Everything changed drastically after February 5th, 2009 and I don’t remember anything. Is hard to believe that this statement is real for me. I suppose that I was just a common 35-year old guy and the youngest son of Puerto Rico’s Resident Commissioner Candidate for 2008 elections. I worked in the political campaign and was constantly evaluating to which way my political experience could take me. The only thing I remember after this is to be in a hospital bed, surrounded by a net, like a cage. The only thing I could see through it was people spotted in small dots. I was listening to a conversation about my behavior during last night. Someone is speaking about how I turned around myself in bed and didn’t stop moving all night long.
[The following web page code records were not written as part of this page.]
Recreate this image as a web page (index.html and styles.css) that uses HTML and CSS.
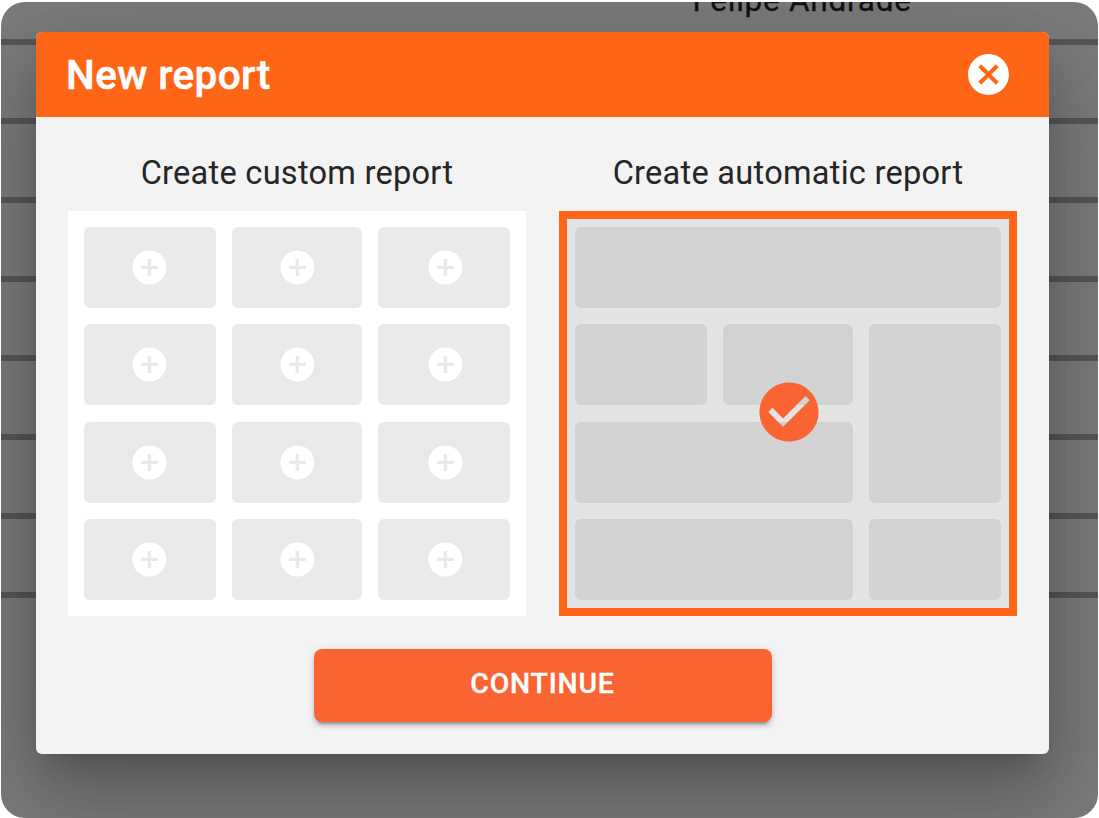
FILE: index.html
```html
<!DOCTYPE html>
<html lang="en">
<head>
<meta charset="utf-8">
<title>New report</title>
<link rel="stylesheet" href="styles.css">
</head>
<body>
<svg width="0" height="0" class="defs" aria-hidden="true">
  <symbol id="add" viewBox="0 0 24 24"><path d="M12 2C6.48 2 2 6.48 2 12s4.48 10 10 10 10-4.48 10-10S17.52 2 12 2zm5 11h-4v4h-2v-4H7v-2h4V7h2v4h4v2z"/></symbol>
</svg>
<div class="stage">
  <div class="backdrop-list">
    <div class="list-row list-row-first"><span class="person">Felipe Andrade</span></div>
    <div class="list-row"></div>
    <div class="list-row"></div>
    <div class="list-row"></div>
    <div class="list-row"></div>
    <div class="list-row"></div>
    <div class="list-row"></div>
    <div class="list-row"></div>
  </div>
  <section class="dialog" role="dialog" aria-labelledby="title">
    <header class="dialog-header">
      <h1 class="dialog-title" id="title">New report</h1>
      <button class="close" aria-label="Close"><svg class="close-icon" viewBox="0 0 24 24"><path d="M12 2C6.47 2 2 6.47 2 12s4.47 10 10 10 10-4.47 10-10S17.53 2 12 2zm5 13.59L15.59 17 12 13.41 8.41 17 7 15.59 10.59 12 7 8.41 8.41 7 12 10.59 15.59 7 17 8.41 13.41 12 17 15.59z"/></svg></button>
    </header>
    <div class="dialog-body">
      <div class="options">
        <div class="option">
          <h2 class="option-title">Create custom report</h2>
          <div class="preview preview-custom">
            <div class="cell cell-start"><svg class="add-icon"><use href="#add"/></svg></div>
            <div class="cell"><svg class="add-icon"><use href="#add"/></svg></div>
            <div class="cell cell-end"><svg class="add-icon"><use href="#add"/></svg></div>
            <div class="cell cell-start"><svg class="add-icon"><use href="#add"/></svg></div>
            <div class="cell"><svg class="add-icon"><use href="#add"/></svg></div>
            <div class="cell cell-end"><svg class="add-icon"><use href="#add"/></svg></div>
            <div class="cell cell-start"><svg class="add-icon"><use href="#add"/></svg></div>
            <div class="cell"><svg class="add-icon"><use href="#add"/></svg></div>
            <div class="cell cell-end"><svg class="add-icon"><use href="#add"/></svg></div>
            <div class="cell cell-start"><svg class="add-icon"><use href="#add"/></svg></div>
            <div class="cell"><svg class="add-icon"><use href="#add"/></svg></div>
            <div class="cell cell-end"><svg class="add-icon"><use href="#add"/></svg></div>
          </div>
        </div>
        <div class="option">
          <h2 class="option-title">Create automatic report</h2>
          <div class="preview preview-auto">
            <div class="cell cell-full"></div>
            <div class="cell"></div>
            <div class="cell"></div>
            <div class="cell cell-tall"></div>
            <div class="cell cell-wide"></div>
            <div class="cell cell-wide"></div>
            <div class="cell"></div>
            <svg class="selected-icon" viewBox="0 0 24 24"><path d="M12 2C6.48 2 2 6.48 2 12s4.48 10 10 10 10-4.48 10-10S17.52 2 12 2zm-2 15l-5-5 1.41-1.41L10 14.17l7.59-7.59L19 8l-9 9z"/></svg>
          </div>
        </div>
      </div>
      <button class="continue">CONTINUE</button>
    </div>
  </section>
</div>
</body>
</html>
```

FILE: styles.css
```css
* {
  box-sizing: border-box;
}

body {
  margin: 0;
  padding: 2px 1px 0;
  height: 818px;
  overflow: hidden;
  background: #fff;
  font-family: Roboto, "Liberation Sans", sans-serif;
}

.defs {
  position: absolute;
}

.stage {
  display: grid;
  height: 816px;
  overflow: hidden;
  border-radius: 24px;
  background: #7b7b7b;
}

.backdrop-list,
.dialog {
  grid-area: 1 / 1;
}

.list-row {
  height: 79.15px;
  border-bottom: 6px solid #565656;
}

.list-row-first {
  display: flex;
  align-items: flex-start;
  height: 42.5px;
  padding-left: 691.5px;
}

.person {
  margin-top: -19px;
  font-size: 31.5px;
  line-height: 36px;
  letter-spacing: 0.75px;
  color: #111;
  -webkit-text-stroke: 0.3px #111;
}

.dialog {
  align-self: start;
  margin: 30px 49px 0 35px;
  height: 721.5px;
  border-radius: 6px;
  background: #f3f3f3;
  box-shadow:
    0 22px 30px -14px rgba(0, 0, 0, 0.2),
    0 49px 77px 6px rgba(0, 0, 0, 0.14),
    0 18px 93px 16px rgba(0, 0, 0, 0.12);
}

.dialog-header {
  display: flex;
  align-items: center;
  justify-content: space-between;
  height: 85.4px;
  padding: 0 36px 0 30px;
  border-radius: 6px 6px 0 0;
  background: #ff6517;
}

.dialog-title {
  margin: 0;
  font-size: 40.6px;
  font-weight: 500;
  letter-spacing: 0.35px;
  color: #fff;
  -webkit-text-stroke: 0.5px #fff;
}

.close {
  display: flex;
  padding: 0;
  border: 0;
  background: none;
}

.close-icon {
  width: 49px;
  height: 49px;
  fill: #fff;
}

.dialog-body {
  display: flex;
  flex-direction: column;
  align-items: center;
  padding: 31.6px 32px 0;
}

.options {
  display: flex;
  justify-content: space-between;
  width: 949px;
}

.option {
  width: 458px;
}

.option-title {
  margin: 0;
  height: 62px;
  font-size: 32.6px;
  font-weight: 400;
  line-height: 49px;
  letter-spacing: 0.25px;
  text-align: center;
  color: #262626;
}

.preview {
  display: grid;
  grid-template-columns: 132px 130px 132px;
  grid-template-rows: repeat(4, 81px);
  gap: 16.35px 16px;
  height: 405px;
}

.cell {
  display: flex;
  align-items: center;
  justify-content: center;
  border-radius: 6px;
  background: #e9e9e9;
}

.cell-start {
  padding-right: 1.5px;
}

.cell-end {
  padding-left: 2px;
}

.preview-custom {
  padding: 16px;
  background: #fff;
}

.add-icon {
  width: 40.8px;
  height: 40.8px;
  fill: #fff;
}

.preview-auto {
  position: relative;
  padding: 8px;
  border: 8px solid #ff6517;
  background: #e4e4e4;
}

.preview-auto .cell {
  background: #d2d2d2;
}

.preview .cell-full {
  grid-column: 1 / 4;
}

.preview .cell-wide {
  grid-column: span 2;
}

.preview .cell-tall {
  grid-row: span 2;
}

/* Selection mark floats over the middle of the preview. */
.selected-icon {
  position: absolute;
  top: calc(50% - 1px);
  left: calc(50% + 0.5px);
  width: 71px;
  height: 71px;
  transform: translate(-50%, -50%);
  fill: #fa6432;
}

.continue {
  margin-top: 32.6px;
  width: 458px;
  height: 73px;
  padding: 0 0 4px;
  border: 0;
  border-radius: 8px;
  background: #fa6432;
  box-shadow:
    0 6px 2px -4px rgba(0, 0, 0, 0.2),
    0 4px 4px rgba(0, 0, 0, 0.14),
    0 2px 10px rgba(0, 0, 0, 0.12);
  font-family: inherit;
  font-size: 28.4px;
  font-weight: 500;
  letter-spacing: 0.8px;
  color: #fff;
  -webkit-text-stroke: 0.3px #fff;
}
```
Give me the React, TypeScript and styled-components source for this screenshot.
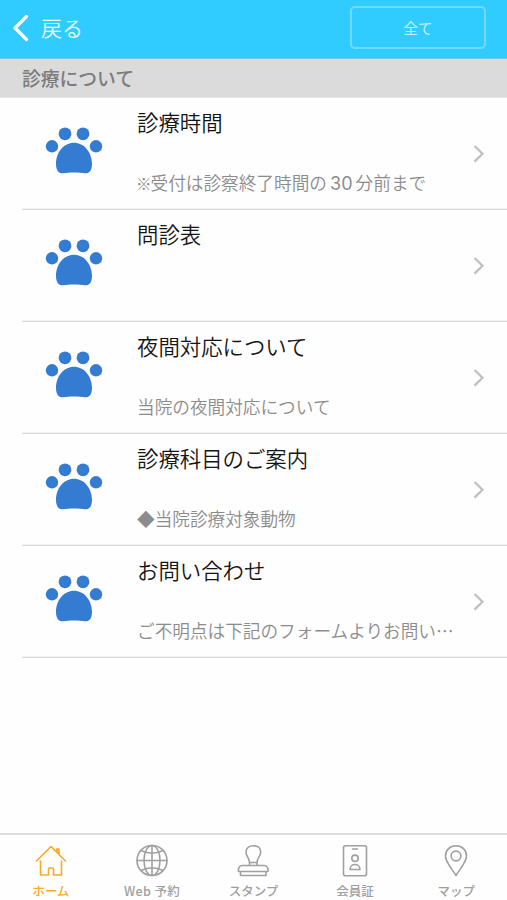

I made a small connection inside the net I was in. I didn’t know until that moment what happened. Everything is a bit different but I’m not sure if it is good or bad. The doubt continues for some weeks. Some months later, my brother Carlos told me that weeks after getting out of the comma, by the moment when visitors could come more frequently, a friend and he were besides me, speaking with me. I only could answer them slowly but I didn´t realize about it. My friend started to detail the terrible accident but I didn’t notice that the one who suffered the accident was me. When I realized that they were speaking about me, tears started to fall from my eyes. Although it was a significant moment, I don’t remember it. So, suddenly, I understood that I was in a life or death situation. Honestly, it’s some kind of pill hard to swallow. You hear that you were in comma for two weeks, in a car accident like no other and you have injuries that will take considerable time to heal.
In summary: I had to make major adjustments in my life.